--- BEGIN COLLECTED DATA ---

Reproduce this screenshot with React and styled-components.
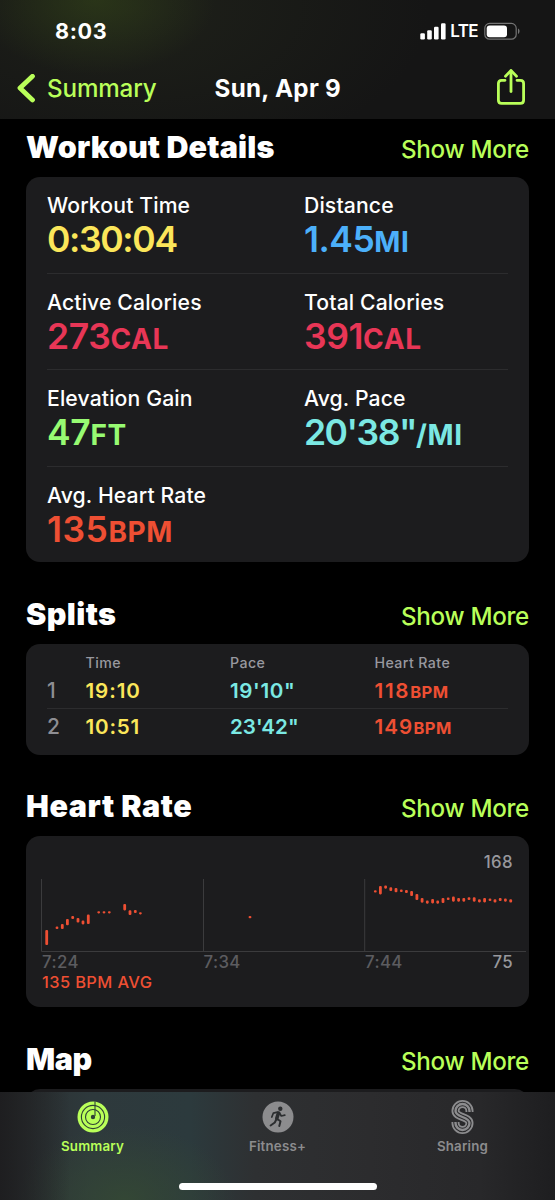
import React from 'react';
import styled, { createGlobalStyle } from 'styled-components';

const LIME = '#b9ff59';
const YELLOW = '#fbe65a';
const BLUE = '#4cb0fa';
const PINK = '#e83656';
const GREEN = '#97fa72';
const CYAN = '#7be8e3';
const ORANGE = '#ee4f33';

const METRICS = [
 [
  { label: 'Workout Time', value: '0:30:04', unit: '', color: YELLOW, gap: -1.35 },
  { label: 'Distance', value: '1.45', unit: 'MI', color: BLUE, gap: -0.5 },
 ],
 [
  { label: 'Active Calories', value: '273', unit: 'CAL', color: PINK, gap: -0.4 },
  { label: 'Total Calories', value: '391', unit: 'CAL', color: PINK, gap: -0.4 },
 ],
 [
  { label: 'Elevation Gain', value: '47', unit: 'FT', color: GREEN, gap: -0.3 },
  { label: 'Avg. Pace', value: `20'38"`, unit: '/MI', color: CYAN, gap: -1.5 },
 ],
 [
  { label: 'Avg. Heart Rate', value: '135', unit: 'BPM', color: ORANGE, gap: 0.5 },
 ],
];

const SPLITS = [
 { no: 1, time: '19:10', pace: `19'10"`, bpm: 118, gaps: [0.9, 0.6, 1.7] },
 { no: 2, time: '10:51', pace: `23'42"`, bpm: 149, gaps: [0.8, 0, 1.1] },
];

// [x, top, bottom] of every heart rate range in the chart
const BEATS = [
 [46.7, 930, 945], [57, 926.6, 929], [62.3, 924, 929], [67.4, 919, 925.3],
 [72.7, 916, 919], [78, 918, 922.6], [83, 920.6, 924.4], [88.3, 914.6, 924],
 [98.7, 911.3, 913.4], [104, 911.3, 913.4], [109.3, 911.3, 913.4],
 [124.7, 904, 910.4], [130, 910.3, 915], [135.3, 910, 913], [140.4, 912.2, 914.4],
 [250, 916, 918.3],
 [375.3, 890.3, 892.6], [380.4, 886, 894.4], [385.6, 885.6, 888.7], [390.8, 887.3, 891],
 [396, 888, 892.3], [401.3, 889.6, 892], [406.4, 890, 893], [411.6, 891, 896],
 [416.9, 894, 900], [422.1, 898, 902.7], [427.3, 900.6, 903.7], [432.6, 899, 903.4],
 [437.7, 900.6, 903.7], [443, 898, 903], [448.2, 897.6, 900], [453.4, 896.6, 901.7],
 [458.6, 898, 901.7], [463.8, 898, 901.7], [469, 897.3, 900], [474.2, 897.3, 901.7],
 [479.4, 899.3, 902.4], [484.6, 898, 902.4], [490, 898.6, 901], [495, 899.3, 902.6],
 [500.2, 898, 901], [505.4, 898.6, 901.7], [510.7, 899.3, 902.6],
];

const StatusIcons = () => (
 <StatusGroup>
  <svg width='27' height='18' viewBox='0 0 27 18' fill='#fff'>
   <rect x='0.3' y='11.3' width='4.6' height='6.2' rx='1.2' />
   <rect x='7.2' y='8.3' width='4.6' height='9.2' rx='1.2' />
   <rect x='14' y='4.8' width='4.6' height='12.7' rx='1.2' />
   <rect x='21' y='1.2' width='4.6' height='16.3' rx='1.2' />
  </svg>
  <Carrier>LTE</Carrier>
  <svg width='37' height='18' viewBox='0 0 37 18'>
   <rect x='0.8' y='1.4' width='31.4' height='15.8' rx='4.8' fill='none' stroke='#747474' strokeWidth='1.2' />
   <rect x='2.7' y='3.4' width='20.3' height='11.8' rx='3' fill='#fff' />
   <path d='M34 6.6c2 .8 2 4.6 0 5.4z' fill='#747474' />
  </svg>
 </StatusGroup>
);

const ShareIcon = () => (
 <svg width='30' height='38' viewBox='0 0 30 38' fill='none' stroke={LIME} strokeWidth='2.8' strokeLinecap='round' strokeLinejoin='round'>
  <path d='M9 12.3H5.5C3.4 12.3 2.4 13.5 2.4 15.5V32.2C2.4 34.3 3.5 35.4 5.6 35.4H24.4C26.5 35.4 27.6 34.3 27.6 32.2V15.5C27.6 13.5 26.6 12.3 24.5 12.3H21' />
  <path d='M15 23.5V3' />
  <path d='M9.5 8.2L15 2.6L20.5 8.2' />
 </svg>
);

const RingsIcon = () => (
 <svg width='32' height='32' viewBox='0 0 32 32'>
  <circle cx='16' cy='16' r='15.5' fill={LIME} />
  <g fill='none' stroke='#2f4036' strokeWidth='1.1'>
   <circle cx='16' cy='16' r='11.6' />
   <circle cx='16' cy='16' r='7.5' />
   <path d='M18 .6V15' />
  </g>
  <circle cx='16' cy='16' r='2.2' fill='#2f4036' />
 </svg>
);

const RunnerIcon = () => (
 <svg width='32' height='32' viewBox='0 0 32 32'>
  <circle cx='16' cy='16' r='15.5' fill='#8c8c8e' />
  <circle cx='18.3' cy='7.8' r='2.2' fill='#2c2e30' />
  <g fill='none' stroke='#2c2e30' strokeLinecap='round' strokeLinejoin='round'>
   <path d='M16.5 12L14.8 17.3' strokeWidth='3.6' />
   <path d='M15.5 11.2L11.3 12.2L9.8 16M17.5 12L19.3 15L22.8 14.2' strokeWidth='1.7' />
   <path d='M14.5 18L12.8 21.5L8.6 24.5M15.3 18L18.5 20.2L17.3 25' strokeWidth='2' />
  </g>
 </svg>
);

const S_CURVE = 'M19.5 13V12A7 7 0 0 0 5.5 12C5.5 18.5 19.5 17.5 19.5 24A7 7 0 0 1 5.5 24V23';

const SharingIcon = () => (
 <svg width='25' height='36' viewBox='0 0 25 36' fill='none'>
  <path d={S_CURVE} stroke='#8c8c8e' strokeWidth='8' />
  <path d={S_CURVE} stroke='#2a2a2c' strokeWidth='4.4' />
  <path d={S_CURVE} stroke='#8c8c8e' strokeWidth='2.4' />
 </svg>
);

const HeartChart = () => (
 <svg width='503' height='171' viewBox='26 836 503 171'>
  <path d='M41.5 879V951.5M203.5 879V951.5M364.7 879V951.5M41.5 951.5H526' stroke='#3b3b3d' strokeWidth='1' fill='none' />
  {BEATS.map(([x, top, bottom]) => (
   <rect key={x} x={x - 1.4} y={top} width='2.8' height={bottom - top} rx='1.1' fill={ORANGE} />
  ))}
 </svg>
);

const SectionHead = ({ title, gap, first }) => (
 <HeadRow $first={first}>
  <Title $gap={gap}>{title}</Title>
  <More>Show More</More>
 </HeadRow>
);

const App = () => {

 return (
  <Phone>
   <GlobalStyle />
   <Header>
    <StatusBar>
     <Clock>8:03</Clock>
     <StatusIcons />
    </StatusBar>
    <NavBar>
     <Back>
      <svg width='20' height='30' viewBox='0 0 20 30' fill='none' stroke={LIME} strokeWidth='4.8' strokeLinecap='round' strokeLinejoin='round'>
       <path d='M16.5 2.3L4 14.1L16.5 25.9' />
      </svg>
      Summary
     </Back>
     <NavTitle>Sun, Apr 9</NavTitle>
     <ShareButton><ShareIcon /></ShareButton>
    </NavBar>
   </Header>

   <Content>
    <SectionHead title='Workout Details' gap={0.15} first />
    <MetricCard>
     {METRICS.map((row) => (
      <MetricRow key={row[0].label}>
       {row.map((m) => (
        <div key={m.label}>
         <MetricLabel>{m.label}</MetricLabel>
         <MetricValue $color={m.color} $gap={m.gap}>{m.value}<Unit>{m.unit}</Unit></MetricValue>
        </div>
       ))}
      </MetricRow>
     ))}
    </MetricCard>

    <SectionHead title='Splits' gap={0.4} />
    <SplitCard>
     <SplitHead>
      <span />
      <span>Time</span>
      <span>Pace</span>
      <span>Heart Rate</span>
     </SplitHead>
     {SPLITS.map((s) => (
      <SplitRow key={s.no}>
       <SplitNo>{s.no}</SplitNo>
       <SplitValue $color={YELLOW} $gap={s.gaps[0]}>{s.time}</SplitValue>
       <SplitValue $color={CYAN} $gap={s.gaps[1]}>{s.pace}</SplitValue>
       <SplitValue $color={ORANGE} $gap={s.gaps[2]}>{s.bpm}<SmallUnit>BPM</SmallUnit></SplitValue>
      </SplitRow>
     ))}
    </SplitCard>

    <SectionHead title='Heart Rate' gap={0.55} />
    <ChartCard>
     <HeartChart />
     <ChartText>
      <MaxValue>168</MaxValue>
      <Axis>
       <span>7:24</span>
       <span>7:34</span>
       <span>7:44</span>
       <MinValue>75</MinValue>
      </Axis>
      <Average>135 BPM AVG</Average>
     </ChartText>
    </ChartCard>

    <SectionHead title='Map' gap={-0.4} />
    <MapCard />
   </Content>

   <TabBar>
    <Tab $active><RingsIcon />Summary</Tab>
    <Tab><RunnerIcon />Fitness+</Tab>
    <Tab><SharingIcon />Sharing</Tab>
    <HomeIndicator />
   </TabBar>
  </Phone>
 )

}

export default App;

const GlobalStyle = createGlobalStyle`
 * {
  box-sizing: border-box;
 }

 body {
  margin: 0;
  background: #000;
 }
`
const Phone = styled.div`
 width: 555px;
 height: 1200px;
 display: flex;
 flex-direction: column;
 overflow: hidden;
 background: #000;
 color: #fff;
 font-family: Inter, 'Liberation Sans', sans-serif;
`
const Header = styled.div`
 flex: none;
 height: 119px;
 background:
  radial-gradient(ellipse 120px 75px at 95px 0, rgba(52, 70, 24, .55), transparent),
  radial-gradient(ellipse 300px 160px at 130px 10px, rgba(36, 40, 28, .6), transparent),
  #151515;
`
const StatusBar = styled.div`
 height: 62px;
 padding: 0 34.5px 0 55px;
 display: flex;
 justify-content: space-between;
 align-items: center;
`
const Clock = styled.div`
 font-size: 21.6px;
 font-weight: 700;
 letter-spacing: .6px;
`
const StatusGroup = styled.div`
 display: flex;
 align-items: center;
`
const Carrier = styled.div`
 margin: 0 5.5px 0 3.5px;
 font-size: 17px;
 font-weight: 600;
 line-height: 22px;
 letter-spacing: -.6px;
`
const NavBar = styled.div`
 height: 54px;
 padding: 0 29px 0 16px;
 display: grid;
 grid-template-columns: 198.5px 1fr 30px;
 align-items: center;
`
const Back = styled.div`
 display: flex;
 align-items: center;
 gap: 11px;
 color: ${LIME};
 font-size: 24.2px;
 font-weight: 500;
 line-height: 30px;
 letter-spacing: -.15px;
`
const NavTitle = styled.div`
 font-size: 24.2px;
 font-weight: 700;
 line-height: 30px;
 letter-spacing: .3px;
`
const ShareButton = styled.div`
 display: flex;
 margin-top: -4px;
`
const Content = styled.div`
 flex: 1;
 min-height: 0;
 overflow: hidden;
 padding: 0 26px;
 display: flex;
 flex-direction: column;
`
const HeadRow = styled.div`
 flex: none;
 height: ${(props) => props.$first ? 58 : 81.5}px;
 padding-top: ${(props) => props.$first ? 0 : 23.5}px;
 display: flex;
 justify-content: space-between;
 align-items: baseline;
 line-height: 56px;
`
const Title = styled.h2`
 margin: 0;
 font-size: 30.5px;
 font-weight: 900;
 letter-spacing: ${(props) => props.$gap}px;
`
const More = styled.div`
 color: ${LIME};
 font-size: 24.2px;
 font-weight: 500;
 letter-spacing: -.3px;
`
const Card = styled.div`
 flex: none;
 border-radius: 14px;
 background: #1c1c1e;
`
const MetricCard = styled(Card)`
 height: 385px;
 padding: 0 21px;
`
const MetricRow = styled.div`
 height: 96.2px;
 padding-top: 13px;
 display: grid;
 grid-template-columns: 257px 1fr;
 align-content: start;

 & + & {
  border-top: 1px solid #2c2c2e;
 }
`
const MetricLabel = styled.div`
 font-size: 21.2px;
 font-weight: 500;
 line-height: 30px;
 letter-spacing: .12px;
`
const MetricValue = styled.div`
 color: ${(props) => props.$color};
 font-size: 35.5px;
 font-weight: 600;
 line-height: 40px;
 letter-spacing: ${(props) => props.$gap}px;
`
const Unit = styled.span`
 font-size: 28px;
 font-weight: 700;
 letter-spacing: .6px;
`
const SplitCard = styled(Card)`
 height: 111px;
 padding: 8px 21px 0;
`
const SplitGrid = styled.div`
 display: grid;
 grid-template-columns: 38.5px 144.5px 144.5px 1fr;
`
const SplitHead = styled(SplitGrid)`
 color: #98989f;
 font-size: 14.2px;
 font-weight: 500;
 line-height: 22px;
 letter-spacing: .4px;
`
const SplitRow = styled(SplitGrid)`
 height: 34px;
 line-height: 34px;
 font-size: 20.6px;

 & + & {
  border-top: 1px solid #2c2c2e;
  line-height: 36px;
 }
`
const SplitNo = styled.div`
 color: #8e8e93;
 font-size: 21px;
 font-weight: 500;
`
const SplitValue = styled.div`
 color: ${(props) => props.$color};
 font-weight: 600;
 letter-spacing: ${(props) => props.$gap}px;
`
const SmallUnit = styled.span`
 font-size: 16.5px;
 font-weight: 700;
 letter-spacing: .5px;
`
const ChartCard = styled(Card)`
 height: 171px;
 display: grid;

 & > * {
  grid-area: 1 / 1;
 }
`
const ChartText = styled.div`
 padding: 16px 16px 0;
 display: flex;
 flex-direction: column;
 font-size: 16.8px;
 line-height: 20px;
 letter-spacing: .4px;
`
const MaxValue = styled.div`
 align-self: flex-end;
 color: #98989d;
 font-weight: 500;
`
const Axis = styled.div`
 margin-top: 80px;
 display: grid;
 grid-template-columns: 161.5px 161.5px 1fr auto;
 color: #5c5c60;
 font-weight: 500;
`
const MinValue = styled.span`
 color: #98989d;
`
const Average = styled.div`
 color: ${ORANGE};
 font-size: 16.4px;
 font-weight: 500;
 letter-spacing: .4px;
`
const MapCard = styled(Card)`
 height: 200px;
`
const TabBar = styled.div`
 position: relative;
 flex: none;
 height: 108px;
 padding-top: 7px;
 display: grid;
 grid-template-columns: repeat(3, 1fr);
 background:
  linear-gradient(90deg, #1e1e20 0, transparent 70px),
  radial-gradient(ellipse 110px 75px at 125px 108px, rgba(52, 72, 52, .9), transparent),
  linear-gradient(90deg, #2a2d2e 0, #2e393c 90px, #2c3a3d 190px, #2e3032 255px, #2c2c2e 370px, #28282a 480px, #1e1e20 555px);
`
const Tab = styled.div`
 display: flex;
 flex-direction: column;
 align-items: center;
 color: ${(props) => props.$active ? LIME : '#8c8c8e'};
 font-size: 13.3px;
 font-weight: 600;
 line-height: 20px;
 letter-spacing: .2px;

 svg {
  height: 36px;
  margin-bottom: 1px;
 }
`
const HomeIndicator = styled.div`
 position: absolute;
 left: 179px;
 bottom: 10px;
 width: 198px;
 height: 7px;
 border-radius: 4px;
 background: #fff;
`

--- END COLLECTED DATA ---

__PROBLEM REQUIREMENTS__
Give again, word for word, every line from the top of the data through the line with "const ORANGE = '#ee4f33';", both ends included, and exclude the pictures.

__ANSWER TO THIS TASK__
Reproduce this screenshot with React and styled-components.
import React from 'react';
import styled, { createGlobalStyle } from 'styled-components';

const LIME = '#b9ff59';
const YELLOW = '#fbe65a';
const BLUE = '#4cb0fa';
const PINK = '#e83656';
const GREEN = '#97fa72';
const CYAN = '#7be8e3';
const ORANGE = '#ee4f33';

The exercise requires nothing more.